▶ EXERCISE OBJECTIVE: Reproduce the material that follows, please, but only from its first line to the line containing "frame ---------- */", inclusive.
------
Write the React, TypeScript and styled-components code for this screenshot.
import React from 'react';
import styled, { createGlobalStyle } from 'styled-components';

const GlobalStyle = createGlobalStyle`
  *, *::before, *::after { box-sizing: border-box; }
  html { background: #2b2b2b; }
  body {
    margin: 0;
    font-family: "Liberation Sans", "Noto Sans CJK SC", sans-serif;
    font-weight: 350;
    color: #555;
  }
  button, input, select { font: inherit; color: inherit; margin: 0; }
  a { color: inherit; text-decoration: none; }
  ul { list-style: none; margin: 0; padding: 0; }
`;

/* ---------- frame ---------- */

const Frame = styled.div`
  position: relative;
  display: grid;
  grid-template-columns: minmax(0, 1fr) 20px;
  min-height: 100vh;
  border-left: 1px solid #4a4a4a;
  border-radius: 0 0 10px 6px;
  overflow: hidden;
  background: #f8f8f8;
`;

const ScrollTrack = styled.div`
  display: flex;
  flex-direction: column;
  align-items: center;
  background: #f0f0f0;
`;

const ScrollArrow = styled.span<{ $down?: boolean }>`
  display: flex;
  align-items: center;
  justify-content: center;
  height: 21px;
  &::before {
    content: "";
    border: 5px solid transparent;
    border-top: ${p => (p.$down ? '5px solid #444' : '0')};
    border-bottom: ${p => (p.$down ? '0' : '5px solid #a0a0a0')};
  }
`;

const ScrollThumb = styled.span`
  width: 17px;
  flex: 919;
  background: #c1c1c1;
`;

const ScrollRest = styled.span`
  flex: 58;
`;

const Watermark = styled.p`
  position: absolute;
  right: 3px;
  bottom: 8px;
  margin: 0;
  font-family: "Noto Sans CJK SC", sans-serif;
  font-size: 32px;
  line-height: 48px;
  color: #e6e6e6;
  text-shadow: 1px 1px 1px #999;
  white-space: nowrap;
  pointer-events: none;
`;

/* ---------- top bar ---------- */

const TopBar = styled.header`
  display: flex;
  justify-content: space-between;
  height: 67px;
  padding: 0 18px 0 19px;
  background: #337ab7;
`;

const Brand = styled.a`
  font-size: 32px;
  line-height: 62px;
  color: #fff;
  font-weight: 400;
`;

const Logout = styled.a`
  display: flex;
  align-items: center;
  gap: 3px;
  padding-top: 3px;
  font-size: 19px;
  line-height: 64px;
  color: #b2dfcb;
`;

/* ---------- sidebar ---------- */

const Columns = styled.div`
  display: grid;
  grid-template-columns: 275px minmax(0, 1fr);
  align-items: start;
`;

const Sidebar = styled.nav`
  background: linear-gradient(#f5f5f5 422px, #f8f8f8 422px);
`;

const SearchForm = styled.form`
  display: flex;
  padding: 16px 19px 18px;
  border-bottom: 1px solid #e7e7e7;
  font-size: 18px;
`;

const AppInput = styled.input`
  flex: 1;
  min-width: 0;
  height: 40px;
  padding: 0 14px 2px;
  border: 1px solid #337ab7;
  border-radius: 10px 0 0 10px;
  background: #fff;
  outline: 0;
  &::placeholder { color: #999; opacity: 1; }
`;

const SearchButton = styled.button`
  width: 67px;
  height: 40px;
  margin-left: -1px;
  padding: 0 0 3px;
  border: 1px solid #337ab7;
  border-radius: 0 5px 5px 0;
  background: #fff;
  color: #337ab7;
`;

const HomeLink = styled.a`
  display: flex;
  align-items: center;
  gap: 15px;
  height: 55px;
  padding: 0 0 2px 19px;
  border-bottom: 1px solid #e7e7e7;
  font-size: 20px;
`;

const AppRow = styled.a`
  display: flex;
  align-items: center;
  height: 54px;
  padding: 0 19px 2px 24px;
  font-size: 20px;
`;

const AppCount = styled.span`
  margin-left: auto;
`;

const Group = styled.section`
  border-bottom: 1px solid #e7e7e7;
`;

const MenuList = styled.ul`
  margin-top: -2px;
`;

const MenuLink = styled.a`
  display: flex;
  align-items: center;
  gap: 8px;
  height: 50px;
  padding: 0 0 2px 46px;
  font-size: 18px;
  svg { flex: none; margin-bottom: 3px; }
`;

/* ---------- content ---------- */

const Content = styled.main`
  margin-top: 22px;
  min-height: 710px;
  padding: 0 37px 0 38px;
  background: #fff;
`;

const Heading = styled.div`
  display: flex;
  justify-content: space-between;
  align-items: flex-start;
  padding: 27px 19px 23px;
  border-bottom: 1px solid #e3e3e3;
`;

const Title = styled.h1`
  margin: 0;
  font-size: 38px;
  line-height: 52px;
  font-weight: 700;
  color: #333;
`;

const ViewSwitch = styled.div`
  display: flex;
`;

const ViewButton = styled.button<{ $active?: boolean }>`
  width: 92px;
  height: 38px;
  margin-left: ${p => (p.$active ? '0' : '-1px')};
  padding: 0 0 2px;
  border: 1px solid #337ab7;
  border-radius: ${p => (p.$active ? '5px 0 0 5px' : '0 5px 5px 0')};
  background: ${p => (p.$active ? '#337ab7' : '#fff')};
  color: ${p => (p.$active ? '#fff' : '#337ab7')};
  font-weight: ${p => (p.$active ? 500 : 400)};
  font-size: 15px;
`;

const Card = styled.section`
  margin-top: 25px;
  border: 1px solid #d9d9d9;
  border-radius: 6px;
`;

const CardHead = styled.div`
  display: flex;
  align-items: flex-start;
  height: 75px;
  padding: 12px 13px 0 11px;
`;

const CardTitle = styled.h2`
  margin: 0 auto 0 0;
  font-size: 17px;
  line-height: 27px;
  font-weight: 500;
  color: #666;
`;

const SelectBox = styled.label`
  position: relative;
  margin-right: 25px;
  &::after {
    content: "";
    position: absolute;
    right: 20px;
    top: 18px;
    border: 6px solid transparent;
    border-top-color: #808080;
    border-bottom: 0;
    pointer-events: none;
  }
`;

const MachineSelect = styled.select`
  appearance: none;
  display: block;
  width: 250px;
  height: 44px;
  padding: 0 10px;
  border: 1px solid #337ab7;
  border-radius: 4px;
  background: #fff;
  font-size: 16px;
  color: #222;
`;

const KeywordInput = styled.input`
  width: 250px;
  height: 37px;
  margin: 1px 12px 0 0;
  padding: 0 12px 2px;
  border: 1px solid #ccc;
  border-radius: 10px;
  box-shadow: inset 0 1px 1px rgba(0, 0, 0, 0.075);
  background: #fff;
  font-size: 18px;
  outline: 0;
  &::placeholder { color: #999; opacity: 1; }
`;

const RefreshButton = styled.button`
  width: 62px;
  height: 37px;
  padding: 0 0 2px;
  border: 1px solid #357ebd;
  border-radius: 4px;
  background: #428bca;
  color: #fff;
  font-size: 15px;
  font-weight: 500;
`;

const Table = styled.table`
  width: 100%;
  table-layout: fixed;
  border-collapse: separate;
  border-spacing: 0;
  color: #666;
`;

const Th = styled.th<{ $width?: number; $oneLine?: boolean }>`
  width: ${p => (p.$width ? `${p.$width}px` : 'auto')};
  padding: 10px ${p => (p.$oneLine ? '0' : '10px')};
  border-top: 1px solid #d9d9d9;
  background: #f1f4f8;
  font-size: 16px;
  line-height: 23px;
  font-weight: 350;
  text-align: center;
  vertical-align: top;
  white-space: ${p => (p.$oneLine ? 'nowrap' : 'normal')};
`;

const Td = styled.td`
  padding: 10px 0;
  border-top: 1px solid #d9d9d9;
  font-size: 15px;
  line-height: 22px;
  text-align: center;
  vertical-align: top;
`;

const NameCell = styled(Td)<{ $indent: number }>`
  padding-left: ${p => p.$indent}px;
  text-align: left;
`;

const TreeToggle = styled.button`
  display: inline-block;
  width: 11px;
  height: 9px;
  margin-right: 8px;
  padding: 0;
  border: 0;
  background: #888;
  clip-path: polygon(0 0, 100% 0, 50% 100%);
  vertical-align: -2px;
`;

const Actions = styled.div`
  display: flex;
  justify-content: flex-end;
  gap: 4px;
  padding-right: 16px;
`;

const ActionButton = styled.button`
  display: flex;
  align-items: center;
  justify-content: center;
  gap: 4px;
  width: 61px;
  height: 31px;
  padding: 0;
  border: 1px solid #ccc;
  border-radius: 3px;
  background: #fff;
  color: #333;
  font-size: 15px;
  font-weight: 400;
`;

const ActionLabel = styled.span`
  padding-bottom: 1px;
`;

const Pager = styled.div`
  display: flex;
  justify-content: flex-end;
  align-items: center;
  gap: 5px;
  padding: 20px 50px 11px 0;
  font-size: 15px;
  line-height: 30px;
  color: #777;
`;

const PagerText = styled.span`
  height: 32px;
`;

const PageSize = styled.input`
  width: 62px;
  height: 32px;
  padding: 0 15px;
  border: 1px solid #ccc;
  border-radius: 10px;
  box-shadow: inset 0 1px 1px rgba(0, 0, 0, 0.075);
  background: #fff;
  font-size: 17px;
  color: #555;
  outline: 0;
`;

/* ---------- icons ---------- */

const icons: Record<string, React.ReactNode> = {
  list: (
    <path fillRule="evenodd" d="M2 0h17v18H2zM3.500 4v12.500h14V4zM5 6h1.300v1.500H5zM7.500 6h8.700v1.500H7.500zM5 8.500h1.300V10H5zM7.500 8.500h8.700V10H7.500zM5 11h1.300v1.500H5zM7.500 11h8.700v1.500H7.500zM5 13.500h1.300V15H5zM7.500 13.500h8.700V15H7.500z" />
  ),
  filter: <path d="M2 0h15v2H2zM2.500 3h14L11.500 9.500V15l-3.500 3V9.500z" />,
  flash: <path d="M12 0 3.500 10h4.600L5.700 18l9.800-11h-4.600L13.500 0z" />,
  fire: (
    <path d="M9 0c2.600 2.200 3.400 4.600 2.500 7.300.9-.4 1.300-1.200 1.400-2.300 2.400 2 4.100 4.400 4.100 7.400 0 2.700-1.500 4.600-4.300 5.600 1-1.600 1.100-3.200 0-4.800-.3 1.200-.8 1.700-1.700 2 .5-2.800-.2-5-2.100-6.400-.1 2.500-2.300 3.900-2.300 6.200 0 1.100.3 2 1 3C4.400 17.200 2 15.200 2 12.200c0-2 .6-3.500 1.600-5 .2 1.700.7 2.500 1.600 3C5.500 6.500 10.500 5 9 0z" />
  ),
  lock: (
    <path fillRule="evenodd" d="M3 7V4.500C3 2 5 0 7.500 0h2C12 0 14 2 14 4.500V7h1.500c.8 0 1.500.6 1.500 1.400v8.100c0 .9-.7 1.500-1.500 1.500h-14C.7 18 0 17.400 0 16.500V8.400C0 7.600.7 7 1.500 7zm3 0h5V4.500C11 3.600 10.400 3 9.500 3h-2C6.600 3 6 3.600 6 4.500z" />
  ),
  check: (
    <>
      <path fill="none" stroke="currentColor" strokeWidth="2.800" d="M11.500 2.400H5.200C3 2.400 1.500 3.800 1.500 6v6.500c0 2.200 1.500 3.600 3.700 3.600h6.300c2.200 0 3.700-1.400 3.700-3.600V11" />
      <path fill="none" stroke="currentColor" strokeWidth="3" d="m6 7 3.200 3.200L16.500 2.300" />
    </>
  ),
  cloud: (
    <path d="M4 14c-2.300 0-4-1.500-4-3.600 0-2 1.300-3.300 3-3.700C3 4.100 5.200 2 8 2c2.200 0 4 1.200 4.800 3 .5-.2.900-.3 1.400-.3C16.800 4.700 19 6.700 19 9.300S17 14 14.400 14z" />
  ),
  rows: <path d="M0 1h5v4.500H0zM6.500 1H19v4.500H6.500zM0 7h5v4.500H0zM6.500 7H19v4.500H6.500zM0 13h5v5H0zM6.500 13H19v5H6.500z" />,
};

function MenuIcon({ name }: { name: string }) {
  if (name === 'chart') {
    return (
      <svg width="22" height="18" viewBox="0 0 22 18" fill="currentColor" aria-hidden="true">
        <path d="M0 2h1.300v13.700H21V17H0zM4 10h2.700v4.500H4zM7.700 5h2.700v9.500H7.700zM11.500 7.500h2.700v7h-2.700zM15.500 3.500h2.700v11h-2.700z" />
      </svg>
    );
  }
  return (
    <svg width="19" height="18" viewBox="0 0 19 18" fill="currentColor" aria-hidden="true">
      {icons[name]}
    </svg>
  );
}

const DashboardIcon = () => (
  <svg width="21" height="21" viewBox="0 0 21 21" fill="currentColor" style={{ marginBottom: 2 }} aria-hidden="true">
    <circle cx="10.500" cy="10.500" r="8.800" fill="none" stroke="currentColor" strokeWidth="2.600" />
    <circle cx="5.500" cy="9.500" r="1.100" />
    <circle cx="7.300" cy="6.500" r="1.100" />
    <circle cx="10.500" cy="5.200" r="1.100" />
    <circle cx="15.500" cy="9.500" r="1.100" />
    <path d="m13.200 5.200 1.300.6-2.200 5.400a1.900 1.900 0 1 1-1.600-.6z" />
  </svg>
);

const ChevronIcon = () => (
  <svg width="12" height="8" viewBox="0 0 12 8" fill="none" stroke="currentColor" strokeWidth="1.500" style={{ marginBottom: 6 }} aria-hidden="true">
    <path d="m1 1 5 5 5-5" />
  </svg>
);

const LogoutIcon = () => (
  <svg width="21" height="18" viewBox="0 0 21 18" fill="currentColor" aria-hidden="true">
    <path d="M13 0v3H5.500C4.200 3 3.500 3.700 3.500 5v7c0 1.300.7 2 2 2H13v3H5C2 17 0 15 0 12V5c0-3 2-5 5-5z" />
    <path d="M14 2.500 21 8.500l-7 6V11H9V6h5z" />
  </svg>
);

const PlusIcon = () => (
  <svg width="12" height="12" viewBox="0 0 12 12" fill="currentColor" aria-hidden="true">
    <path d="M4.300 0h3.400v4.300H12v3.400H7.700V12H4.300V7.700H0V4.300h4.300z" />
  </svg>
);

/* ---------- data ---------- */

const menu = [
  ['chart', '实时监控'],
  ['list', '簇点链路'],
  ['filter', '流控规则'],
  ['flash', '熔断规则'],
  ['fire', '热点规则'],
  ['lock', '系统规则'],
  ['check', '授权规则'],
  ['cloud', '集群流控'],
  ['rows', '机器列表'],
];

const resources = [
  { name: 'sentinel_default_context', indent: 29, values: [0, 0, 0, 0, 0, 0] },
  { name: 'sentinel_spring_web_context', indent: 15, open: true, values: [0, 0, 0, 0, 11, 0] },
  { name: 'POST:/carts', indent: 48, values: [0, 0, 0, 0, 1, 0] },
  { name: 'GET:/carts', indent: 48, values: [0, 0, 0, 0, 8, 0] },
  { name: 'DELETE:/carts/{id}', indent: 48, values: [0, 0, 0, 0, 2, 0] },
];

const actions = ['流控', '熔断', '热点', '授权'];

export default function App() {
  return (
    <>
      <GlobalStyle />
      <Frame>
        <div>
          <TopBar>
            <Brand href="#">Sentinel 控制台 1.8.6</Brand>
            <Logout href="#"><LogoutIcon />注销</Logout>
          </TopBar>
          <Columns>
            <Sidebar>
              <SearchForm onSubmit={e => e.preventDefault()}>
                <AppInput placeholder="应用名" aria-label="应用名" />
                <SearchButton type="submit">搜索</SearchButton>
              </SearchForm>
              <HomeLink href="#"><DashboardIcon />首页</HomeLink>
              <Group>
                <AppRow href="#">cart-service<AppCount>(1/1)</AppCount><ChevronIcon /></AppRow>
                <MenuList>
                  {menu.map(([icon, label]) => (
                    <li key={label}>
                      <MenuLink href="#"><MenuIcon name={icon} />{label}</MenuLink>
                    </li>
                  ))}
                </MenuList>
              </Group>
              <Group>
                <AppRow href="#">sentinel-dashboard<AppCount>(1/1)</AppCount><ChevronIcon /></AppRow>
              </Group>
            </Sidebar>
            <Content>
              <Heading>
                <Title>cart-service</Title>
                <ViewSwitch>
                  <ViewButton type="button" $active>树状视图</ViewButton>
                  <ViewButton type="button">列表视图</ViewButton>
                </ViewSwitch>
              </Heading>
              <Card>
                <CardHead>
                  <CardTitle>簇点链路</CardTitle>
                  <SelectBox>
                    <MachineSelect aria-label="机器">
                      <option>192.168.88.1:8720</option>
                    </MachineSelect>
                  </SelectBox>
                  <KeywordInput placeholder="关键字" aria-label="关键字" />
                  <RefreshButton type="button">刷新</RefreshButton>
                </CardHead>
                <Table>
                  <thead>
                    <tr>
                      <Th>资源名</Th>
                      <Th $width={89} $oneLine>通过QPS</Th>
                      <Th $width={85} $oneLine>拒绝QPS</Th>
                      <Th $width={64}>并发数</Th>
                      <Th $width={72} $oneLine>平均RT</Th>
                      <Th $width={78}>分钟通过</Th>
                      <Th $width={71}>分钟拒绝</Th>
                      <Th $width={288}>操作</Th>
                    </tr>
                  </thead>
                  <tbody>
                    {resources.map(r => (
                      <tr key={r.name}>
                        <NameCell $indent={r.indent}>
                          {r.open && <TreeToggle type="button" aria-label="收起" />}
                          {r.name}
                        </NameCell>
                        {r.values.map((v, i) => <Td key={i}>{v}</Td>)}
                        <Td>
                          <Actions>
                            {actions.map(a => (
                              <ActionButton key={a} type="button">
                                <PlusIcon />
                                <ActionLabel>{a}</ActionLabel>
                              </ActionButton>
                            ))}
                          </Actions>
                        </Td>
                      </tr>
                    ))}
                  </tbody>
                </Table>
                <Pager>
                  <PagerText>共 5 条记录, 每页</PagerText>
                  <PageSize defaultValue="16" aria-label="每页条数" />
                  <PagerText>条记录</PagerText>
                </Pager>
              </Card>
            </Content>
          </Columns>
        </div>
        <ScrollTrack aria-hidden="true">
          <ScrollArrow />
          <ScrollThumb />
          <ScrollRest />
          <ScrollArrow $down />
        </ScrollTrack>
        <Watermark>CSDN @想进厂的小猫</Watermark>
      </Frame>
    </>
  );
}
------
▶ FULL SOLUTION:
Write the React, TypeScript and styled-components code for this screenshot.
import React from 'react';
import styled, { createGlobalStyle } from 'styled-components';

const GlobalStyle = createGlobalStyle`
  *, *::before, *::after { box-sizing: border-box; }
  html { background: #2b2b2b; }
  body {
    margin: 0;
    font-family: "Liberation Sans", "Noto Sans CJK SC", sans-serif;
    font-weight: 350;
    color: #555;
  }
  button, input, select { font: inherit; color: inherit; margin: 0; }
  a { color: inherit; text-decoration: none; }
  ul { list-style: none; margin: 0; padding: 0; }
`;

/* ---------- frame ---------- */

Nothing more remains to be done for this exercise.